The aim is to trick the body into producing an immune response. More volunteers will be immunised as the trial progresses.
However, it is not yet clear whether the trial vaccines will offer protection against the disease.
The vaccine is still experimental and it is not clear whether it will definitely provide protection against Ebola
Vaccines train the immune systems of healthy people to fight off any future infection.
They often contain a live but weakened version of the virus.
Correspondents say the trials are testing two vaccines created by two different drug companies who are hoping that the international community will eventually seek to stockpile large quantities of a working vaccine.

Thumbs-up
The first man to receive the vaccine was a middle-aged Liberian, the BBC's Mark Doyle reports from the Liberian capital Monrovia.

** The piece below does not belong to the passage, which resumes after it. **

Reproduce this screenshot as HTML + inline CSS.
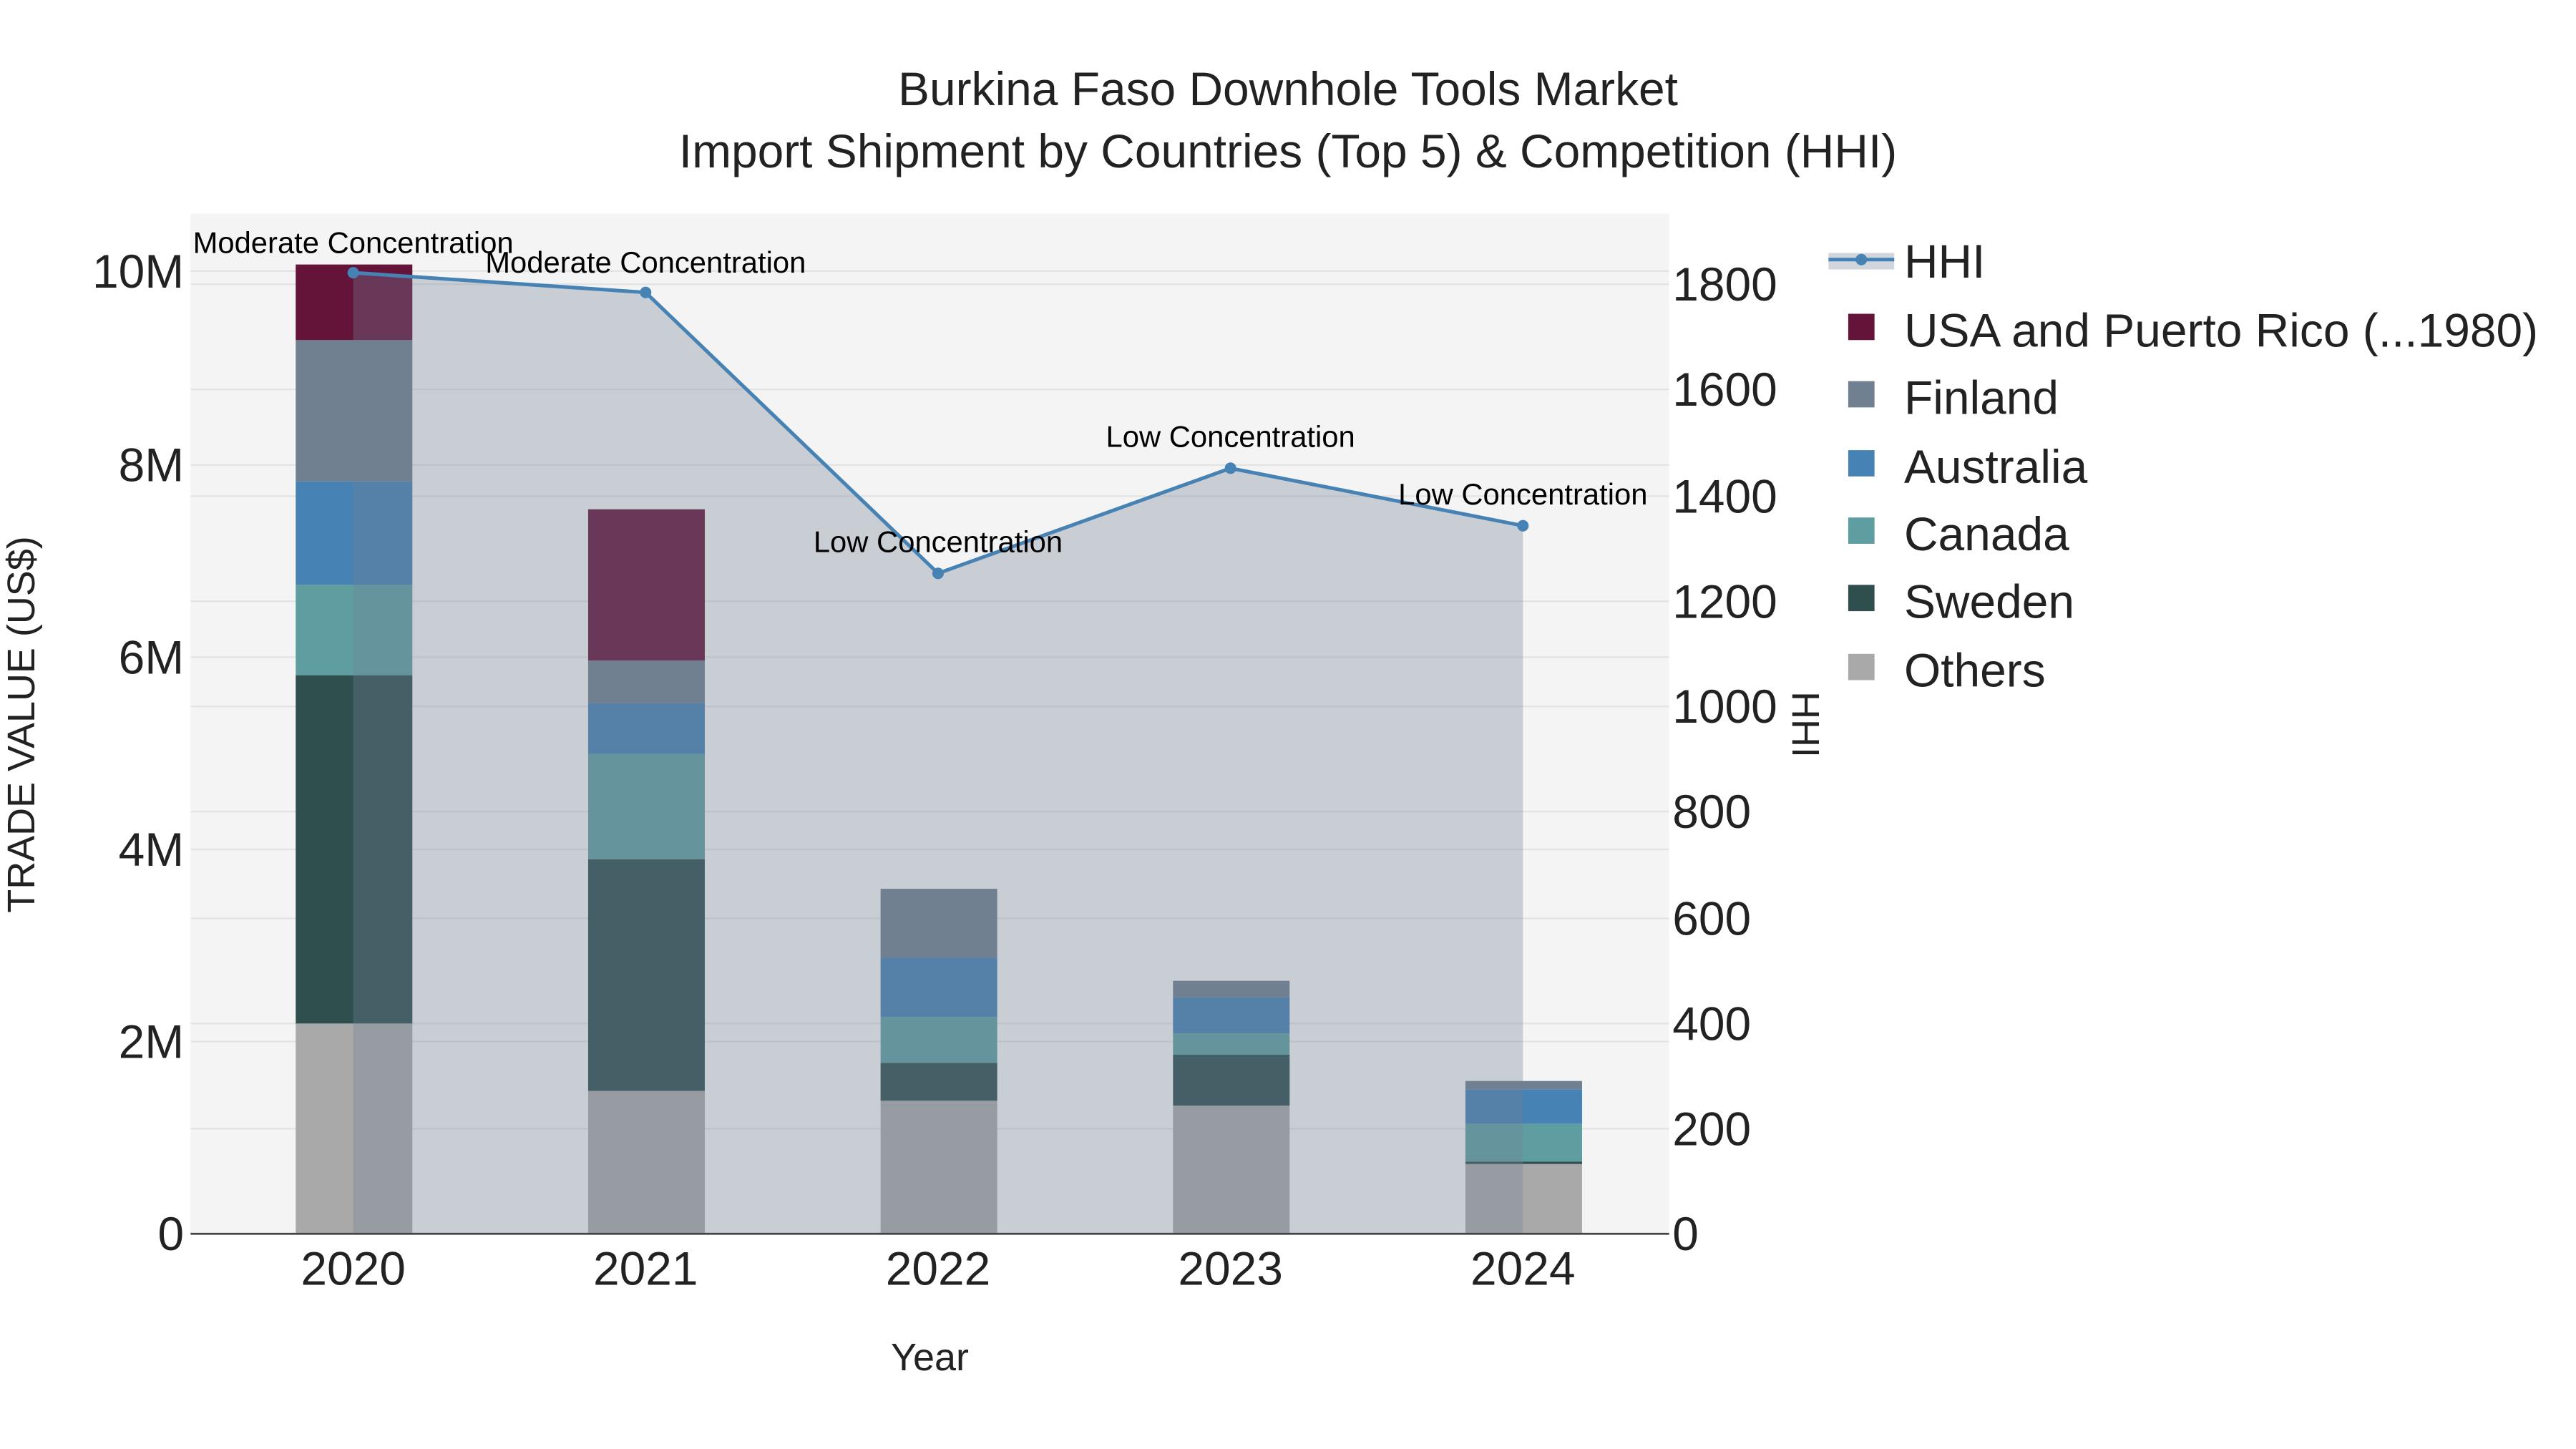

Dr Stephen Kennedy explains to Mark Doyle how the vaccine works
Asked how he felt after his jab, he smiled and gave me the thumbs-up, our correspondent says.
The senior Liberian scientist involved in the trials, Stephen Kennedy, told the BBC the volunteers were safe.
"There is no danger because the piece of the Zaire strain that has been put into the vaccine is a weak strain and it cannot and will not cause Ebola, so it is impossible that any one of the volunteers will contract Ebola from the vaccine," Mr Kennedy said.
The scientists are well aware of how important the support of local people will be if this trial is to work, our correspondent says.
Community nurses are being trained in how to monitor volunteers in the months after they have their injections.
Parts of the largest Ebola treatment centre in the world, on the edge of Monrovia, are being knocked down, our correspondent says.